Visiting Professor Nava Tintarev on explainable AI, bias and building research ties

The CWI Visiting Programme is designed to give researchers things that are precious in academic life: time, space, and new scientific encounters. In May, Professor of Explainable AI Nava Tintarev came to CWI through the programme, when she worked with researchers on responsible AI and co-organized a symposium on bias in AI.

Nava Tintarev is Professor at Maastricht University, the Chair of the informatics roundtable (Informaticatafel), and a Board member of IPN (ICT Research Platform Nederland). Before settling in the Netherlands, she studied and worked in several countries, including Sweden, Australia, England, Scotland, and Spain. She holds a bachelor’s degree in computer science and also studied psychology as a minor.

In her professorship, these two sides of her expertise come together. Her work combines computer science with research into how people experience and use technology. “I study, among other things, how AI systems can better explain their recommendations,” Tintarev says. “Think of Spotify or Netflix, where users receive recommendations for music, films or series. Often, you see what the system recommends, but not why.”

Tintarev develops interactive explanations for such systems, helping users understand how a recommendation was made and allowing them to adjust or challenge it. The aim is to develop AI that is not only technically capable but also gives people more insight and control.

During your stay at CWI, you organized a symposium on bias in AI together with Professor Laura Hollink from the Human-Centered Data Analytics group. You gave a keynote titled “Whom are you explaining to, and why?” Why is that question so important?

“Explanations can be useful, but people do not always agree on why they are useful. If people want explanations for different reasons, the explanations themselves may also need to be different. People also understand explanations better when they are tailored to them.”

How big is the issue of bias in AI?

“It is huge. And it is systematic. We already live in a world that is not balanced. For instance, some people are more likely than others to receive a bank loan.

When you develop a large language model, you make decisions about what to include and exclude in the design. The model may then amplify some patterns and suppress others. And of course, humans are biased too. A bank manager who estimates who should receive a loan may be biased, but an AI system can be biased as well.

As a scientist, I see bias in data. For example, we know that for a long time, heart attacks were often not recognized in women. That was not necessarily due to deliberate discrimination, but because of the data on which healthcare knowledge and decision-making were based. If bias is made visible, it can be addressed.

Through my visit to CWI, I hope to bring together people who study different stages of the AI process: from the data used to train systems, how models are built and evaluated, all the way to the way their outcomes are explained and used in practice.

The symposium on bias in AI was fully booked, with participants from almost every Dutch university, from various disciplines, and from organizations such as banks, the Dutch Data Protection Authority and TNO. We want to help build a Dutch community around responsible AI.”

What do you hope to gain from your visit to CWI?

“With Laura, I am exploring opportunities to continue this line of research. That also means looking at possibilities to apply for funding together. But more importantly, this is a time to think about questions like: are we doing the right research, what are the questions we should be asking?

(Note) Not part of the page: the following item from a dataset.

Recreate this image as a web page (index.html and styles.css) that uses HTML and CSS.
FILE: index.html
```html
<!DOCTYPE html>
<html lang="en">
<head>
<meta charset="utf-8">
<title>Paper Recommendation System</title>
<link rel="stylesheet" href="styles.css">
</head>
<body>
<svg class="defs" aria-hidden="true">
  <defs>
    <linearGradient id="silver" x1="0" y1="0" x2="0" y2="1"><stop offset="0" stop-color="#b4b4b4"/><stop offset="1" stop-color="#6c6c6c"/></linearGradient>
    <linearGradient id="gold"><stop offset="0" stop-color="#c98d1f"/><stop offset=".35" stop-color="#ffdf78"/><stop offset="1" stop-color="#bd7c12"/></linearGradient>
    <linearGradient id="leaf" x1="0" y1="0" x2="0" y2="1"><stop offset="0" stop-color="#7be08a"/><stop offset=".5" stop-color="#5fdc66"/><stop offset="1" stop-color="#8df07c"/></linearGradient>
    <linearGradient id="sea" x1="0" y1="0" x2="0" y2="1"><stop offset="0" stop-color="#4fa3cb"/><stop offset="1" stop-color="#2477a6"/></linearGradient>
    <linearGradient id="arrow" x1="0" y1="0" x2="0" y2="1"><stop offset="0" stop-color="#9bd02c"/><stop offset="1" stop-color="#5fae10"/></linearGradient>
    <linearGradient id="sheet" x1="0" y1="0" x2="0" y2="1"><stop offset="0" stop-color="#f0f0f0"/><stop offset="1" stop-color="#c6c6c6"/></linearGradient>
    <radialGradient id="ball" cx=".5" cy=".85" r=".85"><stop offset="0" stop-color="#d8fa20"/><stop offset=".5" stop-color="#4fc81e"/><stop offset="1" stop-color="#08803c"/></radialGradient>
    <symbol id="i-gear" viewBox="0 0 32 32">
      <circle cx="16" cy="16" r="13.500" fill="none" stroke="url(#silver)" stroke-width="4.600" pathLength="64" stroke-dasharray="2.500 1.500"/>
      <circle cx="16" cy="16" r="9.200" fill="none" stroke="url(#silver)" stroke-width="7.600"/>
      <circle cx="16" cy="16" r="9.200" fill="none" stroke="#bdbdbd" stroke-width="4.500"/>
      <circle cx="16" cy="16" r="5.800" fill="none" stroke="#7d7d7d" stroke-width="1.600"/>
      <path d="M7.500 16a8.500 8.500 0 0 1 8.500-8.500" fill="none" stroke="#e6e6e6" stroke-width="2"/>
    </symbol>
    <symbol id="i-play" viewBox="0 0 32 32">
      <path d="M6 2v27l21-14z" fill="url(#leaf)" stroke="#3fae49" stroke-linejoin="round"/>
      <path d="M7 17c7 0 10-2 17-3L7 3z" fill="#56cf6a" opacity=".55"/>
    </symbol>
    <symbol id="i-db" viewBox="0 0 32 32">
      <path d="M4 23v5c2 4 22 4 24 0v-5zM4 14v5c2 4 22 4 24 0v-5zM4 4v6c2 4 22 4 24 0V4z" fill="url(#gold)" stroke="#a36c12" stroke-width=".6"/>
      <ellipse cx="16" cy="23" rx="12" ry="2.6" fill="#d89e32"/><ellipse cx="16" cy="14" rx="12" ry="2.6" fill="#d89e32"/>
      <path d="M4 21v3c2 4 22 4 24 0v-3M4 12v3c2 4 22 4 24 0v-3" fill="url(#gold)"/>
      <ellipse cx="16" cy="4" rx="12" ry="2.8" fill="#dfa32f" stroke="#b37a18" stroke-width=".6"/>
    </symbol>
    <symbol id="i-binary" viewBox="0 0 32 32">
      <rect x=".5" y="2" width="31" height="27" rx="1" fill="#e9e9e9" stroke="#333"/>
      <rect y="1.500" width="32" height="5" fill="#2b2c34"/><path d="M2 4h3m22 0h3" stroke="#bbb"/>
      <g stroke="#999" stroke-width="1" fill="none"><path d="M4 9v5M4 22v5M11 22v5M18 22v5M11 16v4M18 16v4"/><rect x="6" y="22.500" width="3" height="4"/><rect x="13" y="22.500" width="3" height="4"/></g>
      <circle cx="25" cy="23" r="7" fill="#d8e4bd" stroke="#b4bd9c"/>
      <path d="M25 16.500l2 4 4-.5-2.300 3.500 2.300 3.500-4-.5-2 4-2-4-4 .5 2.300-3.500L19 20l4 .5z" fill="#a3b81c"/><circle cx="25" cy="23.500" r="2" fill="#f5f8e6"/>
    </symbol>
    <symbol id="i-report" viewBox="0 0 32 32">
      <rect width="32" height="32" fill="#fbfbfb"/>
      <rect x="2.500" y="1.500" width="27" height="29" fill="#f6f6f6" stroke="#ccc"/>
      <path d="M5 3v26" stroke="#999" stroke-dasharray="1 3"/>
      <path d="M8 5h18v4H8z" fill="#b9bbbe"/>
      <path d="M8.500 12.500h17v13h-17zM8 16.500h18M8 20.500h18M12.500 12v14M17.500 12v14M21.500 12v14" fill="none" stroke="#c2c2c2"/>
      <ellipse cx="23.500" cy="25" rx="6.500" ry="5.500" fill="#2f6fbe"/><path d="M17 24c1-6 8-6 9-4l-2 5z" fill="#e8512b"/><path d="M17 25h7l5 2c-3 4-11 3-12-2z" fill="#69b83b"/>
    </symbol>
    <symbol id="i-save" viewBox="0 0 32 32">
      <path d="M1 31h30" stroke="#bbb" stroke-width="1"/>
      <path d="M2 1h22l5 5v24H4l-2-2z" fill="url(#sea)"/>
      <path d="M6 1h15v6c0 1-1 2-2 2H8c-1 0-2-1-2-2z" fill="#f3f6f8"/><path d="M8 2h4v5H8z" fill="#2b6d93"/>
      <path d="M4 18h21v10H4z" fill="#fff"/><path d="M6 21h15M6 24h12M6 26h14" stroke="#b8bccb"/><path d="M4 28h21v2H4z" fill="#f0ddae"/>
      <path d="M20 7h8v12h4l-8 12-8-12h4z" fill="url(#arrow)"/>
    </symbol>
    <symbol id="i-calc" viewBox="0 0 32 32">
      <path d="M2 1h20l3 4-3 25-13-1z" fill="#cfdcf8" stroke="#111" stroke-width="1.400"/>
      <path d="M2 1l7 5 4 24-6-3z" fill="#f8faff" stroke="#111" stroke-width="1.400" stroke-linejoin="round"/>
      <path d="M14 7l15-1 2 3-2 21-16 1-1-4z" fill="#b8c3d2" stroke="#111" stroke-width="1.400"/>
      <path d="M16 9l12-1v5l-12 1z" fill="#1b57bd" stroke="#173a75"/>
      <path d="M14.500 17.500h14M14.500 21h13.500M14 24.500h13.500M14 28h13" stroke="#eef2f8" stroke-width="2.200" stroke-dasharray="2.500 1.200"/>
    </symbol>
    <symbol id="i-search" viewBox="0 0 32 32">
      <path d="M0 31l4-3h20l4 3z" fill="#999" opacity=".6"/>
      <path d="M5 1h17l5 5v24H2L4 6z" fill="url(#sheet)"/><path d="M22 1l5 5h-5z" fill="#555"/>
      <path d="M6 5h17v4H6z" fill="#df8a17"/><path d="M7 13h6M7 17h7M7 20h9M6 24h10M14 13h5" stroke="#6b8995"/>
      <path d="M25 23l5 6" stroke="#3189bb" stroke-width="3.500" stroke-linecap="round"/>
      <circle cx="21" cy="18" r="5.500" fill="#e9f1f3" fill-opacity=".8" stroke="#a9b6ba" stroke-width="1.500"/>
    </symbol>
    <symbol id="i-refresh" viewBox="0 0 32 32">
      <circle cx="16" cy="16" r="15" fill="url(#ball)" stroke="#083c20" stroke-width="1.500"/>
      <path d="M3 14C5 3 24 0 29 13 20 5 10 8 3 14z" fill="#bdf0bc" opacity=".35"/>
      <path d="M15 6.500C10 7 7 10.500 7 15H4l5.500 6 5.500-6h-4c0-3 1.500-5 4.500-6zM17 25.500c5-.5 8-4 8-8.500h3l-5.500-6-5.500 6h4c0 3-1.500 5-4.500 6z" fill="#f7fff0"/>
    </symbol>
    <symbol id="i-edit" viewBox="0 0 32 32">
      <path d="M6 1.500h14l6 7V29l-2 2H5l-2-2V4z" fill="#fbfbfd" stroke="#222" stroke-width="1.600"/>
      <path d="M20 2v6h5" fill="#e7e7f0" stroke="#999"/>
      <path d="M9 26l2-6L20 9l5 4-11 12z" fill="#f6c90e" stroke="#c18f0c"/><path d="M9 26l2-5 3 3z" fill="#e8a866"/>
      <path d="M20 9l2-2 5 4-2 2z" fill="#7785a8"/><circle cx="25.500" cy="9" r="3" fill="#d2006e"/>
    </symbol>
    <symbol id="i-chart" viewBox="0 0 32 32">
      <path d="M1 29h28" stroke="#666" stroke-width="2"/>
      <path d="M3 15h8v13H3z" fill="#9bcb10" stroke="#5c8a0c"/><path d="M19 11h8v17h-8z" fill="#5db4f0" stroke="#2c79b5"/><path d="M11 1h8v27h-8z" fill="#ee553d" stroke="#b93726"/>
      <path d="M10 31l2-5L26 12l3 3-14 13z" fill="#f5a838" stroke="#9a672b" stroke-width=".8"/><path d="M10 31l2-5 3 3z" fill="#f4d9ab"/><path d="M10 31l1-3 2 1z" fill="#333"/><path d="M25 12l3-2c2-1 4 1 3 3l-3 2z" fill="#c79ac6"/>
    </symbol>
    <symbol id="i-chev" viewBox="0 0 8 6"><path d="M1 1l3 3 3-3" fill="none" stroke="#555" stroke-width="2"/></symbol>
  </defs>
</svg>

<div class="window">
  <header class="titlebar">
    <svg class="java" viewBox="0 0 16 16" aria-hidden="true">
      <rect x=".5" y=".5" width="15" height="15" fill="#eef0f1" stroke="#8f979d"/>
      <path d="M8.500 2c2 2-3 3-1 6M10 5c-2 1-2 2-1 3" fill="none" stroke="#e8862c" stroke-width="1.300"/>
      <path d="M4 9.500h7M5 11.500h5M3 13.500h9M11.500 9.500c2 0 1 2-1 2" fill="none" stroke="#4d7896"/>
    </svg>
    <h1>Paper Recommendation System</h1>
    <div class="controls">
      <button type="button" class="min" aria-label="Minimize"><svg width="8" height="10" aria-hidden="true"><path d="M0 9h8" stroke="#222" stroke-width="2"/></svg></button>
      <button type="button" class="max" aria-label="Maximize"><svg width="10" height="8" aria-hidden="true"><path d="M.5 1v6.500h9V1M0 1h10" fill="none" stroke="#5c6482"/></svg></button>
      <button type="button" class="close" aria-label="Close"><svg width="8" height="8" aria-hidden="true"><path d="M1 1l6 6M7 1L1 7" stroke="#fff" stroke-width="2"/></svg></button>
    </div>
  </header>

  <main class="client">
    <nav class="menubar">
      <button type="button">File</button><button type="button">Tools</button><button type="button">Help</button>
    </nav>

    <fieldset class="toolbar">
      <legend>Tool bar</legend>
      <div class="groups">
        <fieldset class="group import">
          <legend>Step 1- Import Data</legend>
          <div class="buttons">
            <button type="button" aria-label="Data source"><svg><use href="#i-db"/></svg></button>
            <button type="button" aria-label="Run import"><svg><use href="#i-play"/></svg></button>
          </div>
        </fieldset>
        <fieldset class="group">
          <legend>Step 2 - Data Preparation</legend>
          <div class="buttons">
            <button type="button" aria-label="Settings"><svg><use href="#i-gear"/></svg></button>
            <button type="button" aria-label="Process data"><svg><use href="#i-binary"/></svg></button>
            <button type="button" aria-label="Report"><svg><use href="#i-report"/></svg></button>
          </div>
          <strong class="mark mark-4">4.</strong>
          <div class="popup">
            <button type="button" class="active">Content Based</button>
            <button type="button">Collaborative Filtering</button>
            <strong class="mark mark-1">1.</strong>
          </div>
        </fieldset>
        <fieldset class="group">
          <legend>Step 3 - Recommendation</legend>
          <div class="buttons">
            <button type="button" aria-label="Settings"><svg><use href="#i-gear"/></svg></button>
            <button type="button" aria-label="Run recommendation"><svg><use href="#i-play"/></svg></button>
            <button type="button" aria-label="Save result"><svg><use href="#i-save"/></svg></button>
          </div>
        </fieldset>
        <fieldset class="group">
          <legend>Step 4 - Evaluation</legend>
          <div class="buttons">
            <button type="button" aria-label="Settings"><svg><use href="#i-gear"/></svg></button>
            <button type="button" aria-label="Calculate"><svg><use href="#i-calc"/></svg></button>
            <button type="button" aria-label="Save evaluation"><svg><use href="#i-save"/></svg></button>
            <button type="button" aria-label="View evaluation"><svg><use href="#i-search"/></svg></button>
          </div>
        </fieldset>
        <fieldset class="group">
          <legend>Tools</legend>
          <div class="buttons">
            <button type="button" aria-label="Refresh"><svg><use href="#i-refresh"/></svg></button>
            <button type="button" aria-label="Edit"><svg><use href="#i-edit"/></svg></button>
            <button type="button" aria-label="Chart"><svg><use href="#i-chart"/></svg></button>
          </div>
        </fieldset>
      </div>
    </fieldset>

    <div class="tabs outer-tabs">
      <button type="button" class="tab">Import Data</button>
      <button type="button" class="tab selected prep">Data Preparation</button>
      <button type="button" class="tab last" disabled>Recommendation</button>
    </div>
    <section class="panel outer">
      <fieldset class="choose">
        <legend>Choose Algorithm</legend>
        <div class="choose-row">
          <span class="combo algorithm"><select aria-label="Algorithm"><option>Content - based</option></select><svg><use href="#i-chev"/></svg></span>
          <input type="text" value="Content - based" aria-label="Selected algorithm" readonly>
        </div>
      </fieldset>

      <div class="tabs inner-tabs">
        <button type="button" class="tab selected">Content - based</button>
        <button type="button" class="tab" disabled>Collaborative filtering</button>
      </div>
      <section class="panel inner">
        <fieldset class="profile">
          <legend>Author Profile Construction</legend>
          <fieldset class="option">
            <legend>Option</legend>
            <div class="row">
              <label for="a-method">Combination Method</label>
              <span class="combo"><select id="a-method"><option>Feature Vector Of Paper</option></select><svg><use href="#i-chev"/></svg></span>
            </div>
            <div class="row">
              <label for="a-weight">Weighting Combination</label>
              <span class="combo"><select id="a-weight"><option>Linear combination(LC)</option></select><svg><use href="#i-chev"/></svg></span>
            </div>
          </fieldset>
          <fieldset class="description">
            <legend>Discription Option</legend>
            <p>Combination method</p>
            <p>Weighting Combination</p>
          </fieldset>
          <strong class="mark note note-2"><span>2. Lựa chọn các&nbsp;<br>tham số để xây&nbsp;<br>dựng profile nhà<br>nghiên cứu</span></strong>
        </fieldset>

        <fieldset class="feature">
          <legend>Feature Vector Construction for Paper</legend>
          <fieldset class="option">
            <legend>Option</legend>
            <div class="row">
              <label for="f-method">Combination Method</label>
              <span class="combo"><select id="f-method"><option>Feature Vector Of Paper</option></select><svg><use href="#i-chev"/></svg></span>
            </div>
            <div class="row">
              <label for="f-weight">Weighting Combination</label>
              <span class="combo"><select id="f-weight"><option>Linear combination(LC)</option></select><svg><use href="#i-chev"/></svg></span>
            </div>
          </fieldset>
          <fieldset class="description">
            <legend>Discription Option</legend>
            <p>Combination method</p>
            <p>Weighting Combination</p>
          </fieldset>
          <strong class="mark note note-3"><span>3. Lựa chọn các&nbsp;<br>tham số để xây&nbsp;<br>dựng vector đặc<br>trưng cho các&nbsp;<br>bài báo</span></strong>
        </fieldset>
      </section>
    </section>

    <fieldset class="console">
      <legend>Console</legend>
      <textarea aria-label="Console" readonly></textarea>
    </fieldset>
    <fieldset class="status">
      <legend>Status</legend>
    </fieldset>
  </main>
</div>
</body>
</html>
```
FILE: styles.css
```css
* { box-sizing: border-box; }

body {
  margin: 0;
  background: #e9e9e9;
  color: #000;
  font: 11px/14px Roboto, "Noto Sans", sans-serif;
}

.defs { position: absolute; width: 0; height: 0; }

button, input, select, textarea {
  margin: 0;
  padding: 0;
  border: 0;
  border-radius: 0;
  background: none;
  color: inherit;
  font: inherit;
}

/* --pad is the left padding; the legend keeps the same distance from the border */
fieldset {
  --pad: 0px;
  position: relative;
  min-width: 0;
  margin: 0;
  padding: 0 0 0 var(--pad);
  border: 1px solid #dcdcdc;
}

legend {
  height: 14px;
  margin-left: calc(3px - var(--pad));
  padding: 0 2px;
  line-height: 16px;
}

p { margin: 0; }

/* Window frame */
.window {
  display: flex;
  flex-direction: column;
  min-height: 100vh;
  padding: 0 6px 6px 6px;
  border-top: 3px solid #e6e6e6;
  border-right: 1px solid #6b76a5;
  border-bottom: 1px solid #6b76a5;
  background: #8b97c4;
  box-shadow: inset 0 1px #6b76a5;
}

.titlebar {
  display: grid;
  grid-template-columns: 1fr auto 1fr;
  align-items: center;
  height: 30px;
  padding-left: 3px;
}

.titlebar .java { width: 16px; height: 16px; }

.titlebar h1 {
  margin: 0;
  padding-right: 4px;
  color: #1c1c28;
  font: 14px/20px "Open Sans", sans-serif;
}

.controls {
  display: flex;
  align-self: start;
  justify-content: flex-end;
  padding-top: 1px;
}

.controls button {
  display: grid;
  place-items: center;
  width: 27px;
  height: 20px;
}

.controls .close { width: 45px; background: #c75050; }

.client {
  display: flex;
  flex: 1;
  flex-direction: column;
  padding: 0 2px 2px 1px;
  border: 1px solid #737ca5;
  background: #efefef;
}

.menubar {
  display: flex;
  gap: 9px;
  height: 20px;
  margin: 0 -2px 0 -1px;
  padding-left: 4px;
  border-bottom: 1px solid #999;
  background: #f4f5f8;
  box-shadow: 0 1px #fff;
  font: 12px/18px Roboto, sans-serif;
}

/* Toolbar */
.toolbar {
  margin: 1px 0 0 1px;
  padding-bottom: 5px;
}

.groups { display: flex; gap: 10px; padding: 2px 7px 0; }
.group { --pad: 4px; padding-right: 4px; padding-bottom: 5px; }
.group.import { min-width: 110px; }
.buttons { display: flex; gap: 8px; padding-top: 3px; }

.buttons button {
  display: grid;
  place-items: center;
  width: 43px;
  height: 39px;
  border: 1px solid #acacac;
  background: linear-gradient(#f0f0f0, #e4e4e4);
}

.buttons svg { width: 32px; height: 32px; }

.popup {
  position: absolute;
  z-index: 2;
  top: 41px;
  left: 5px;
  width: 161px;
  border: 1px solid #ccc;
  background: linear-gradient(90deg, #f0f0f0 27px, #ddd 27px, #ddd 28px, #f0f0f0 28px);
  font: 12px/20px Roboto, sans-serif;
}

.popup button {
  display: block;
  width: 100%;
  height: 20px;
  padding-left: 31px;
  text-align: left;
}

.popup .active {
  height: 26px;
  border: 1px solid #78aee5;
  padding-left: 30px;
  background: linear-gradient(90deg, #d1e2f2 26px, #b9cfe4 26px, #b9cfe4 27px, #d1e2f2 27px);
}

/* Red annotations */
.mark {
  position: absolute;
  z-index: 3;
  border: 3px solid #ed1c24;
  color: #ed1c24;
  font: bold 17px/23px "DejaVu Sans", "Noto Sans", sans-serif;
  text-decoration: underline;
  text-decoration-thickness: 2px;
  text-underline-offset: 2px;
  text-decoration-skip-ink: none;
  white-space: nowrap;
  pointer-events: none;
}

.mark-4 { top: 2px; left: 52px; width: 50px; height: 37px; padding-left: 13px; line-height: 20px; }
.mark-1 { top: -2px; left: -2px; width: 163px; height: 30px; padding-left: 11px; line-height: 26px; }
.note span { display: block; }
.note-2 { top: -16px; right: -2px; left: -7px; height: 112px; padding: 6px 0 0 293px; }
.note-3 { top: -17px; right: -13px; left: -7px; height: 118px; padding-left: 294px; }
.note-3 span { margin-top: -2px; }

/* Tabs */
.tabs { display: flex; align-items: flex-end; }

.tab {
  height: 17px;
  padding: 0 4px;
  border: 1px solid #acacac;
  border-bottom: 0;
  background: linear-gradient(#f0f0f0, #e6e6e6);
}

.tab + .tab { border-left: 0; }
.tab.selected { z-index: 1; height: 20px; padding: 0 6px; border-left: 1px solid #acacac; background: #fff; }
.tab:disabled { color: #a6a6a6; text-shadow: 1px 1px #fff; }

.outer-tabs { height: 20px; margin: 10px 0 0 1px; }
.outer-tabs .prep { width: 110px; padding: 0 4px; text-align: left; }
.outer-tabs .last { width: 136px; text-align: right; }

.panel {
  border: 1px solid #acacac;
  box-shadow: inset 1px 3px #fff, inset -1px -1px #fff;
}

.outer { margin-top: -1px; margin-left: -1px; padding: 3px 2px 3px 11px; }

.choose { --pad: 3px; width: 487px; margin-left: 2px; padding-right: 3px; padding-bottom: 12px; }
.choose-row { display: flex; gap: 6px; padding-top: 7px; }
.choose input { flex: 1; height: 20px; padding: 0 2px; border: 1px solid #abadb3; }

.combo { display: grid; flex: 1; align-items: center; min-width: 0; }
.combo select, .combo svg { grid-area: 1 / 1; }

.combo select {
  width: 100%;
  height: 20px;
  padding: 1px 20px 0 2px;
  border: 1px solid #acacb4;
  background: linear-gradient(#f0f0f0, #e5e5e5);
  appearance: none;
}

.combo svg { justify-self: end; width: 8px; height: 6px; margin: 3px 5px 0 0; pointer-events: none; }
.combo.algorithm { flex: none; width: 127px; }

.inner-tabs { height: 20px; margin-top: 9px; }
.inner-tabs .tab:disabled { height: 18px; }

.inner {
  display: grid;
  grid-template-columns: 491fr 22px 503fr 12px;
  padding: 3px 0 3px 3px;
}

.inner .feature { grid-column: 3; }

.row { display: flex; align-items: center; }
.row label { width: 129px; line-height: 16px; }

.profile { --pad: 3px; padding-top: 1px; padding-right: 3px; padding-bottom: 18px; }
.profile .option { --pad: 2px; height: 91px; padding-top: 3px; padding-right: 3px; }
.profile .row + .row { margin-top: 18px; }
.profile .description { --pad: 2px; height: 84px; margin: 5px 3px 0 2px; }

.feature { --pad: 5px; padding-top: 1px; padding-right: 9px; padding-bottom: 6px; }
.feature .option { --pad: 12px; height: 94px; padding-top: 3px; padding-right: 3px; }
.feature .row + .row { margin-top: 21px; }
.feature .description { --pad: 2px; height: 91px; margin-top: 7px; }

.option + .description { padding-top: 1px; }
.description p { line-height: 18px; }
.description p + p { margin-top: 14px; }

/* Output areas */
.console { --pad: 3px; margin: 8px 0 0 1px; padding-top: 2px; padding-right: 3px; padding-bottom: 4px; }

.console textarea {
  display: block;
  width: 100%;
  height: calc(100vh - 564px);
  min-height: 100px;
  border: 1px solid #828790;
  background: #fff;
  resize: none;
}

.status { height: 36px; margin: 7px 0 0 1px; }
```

Secondly, you really need space in your agenda to think freely. In my day-to-day job, my time is filled with administration, teaching, supervision, and the other responsibilities that come with being a professor. I am also involved in various committees. Due to all those meetings, my days are often chopped up, which makes it hard to find long stretches of time to focus on one thing. Here, I have fewer obligations. I have time to read, write, and talk to people I would not normally meet.”

What stayed with you most from your time at CWI?

“CWI is really designed for science. People here are given a lot of freedom to read, think and develop new ideas. There is also a great deal of expertise here.”

What becomes possible during a research visit that is difficult to achieve through regular meetings or conferences?

“You can exchange expertise in a much deeper way. It is so much easier to apply for a research grant together, or to work on something together, if you know and trust each other, know each other’s work and have a deeper understanding of it.

There is a lot you can do online, but you can only really plant the seeds when you are in the same place.”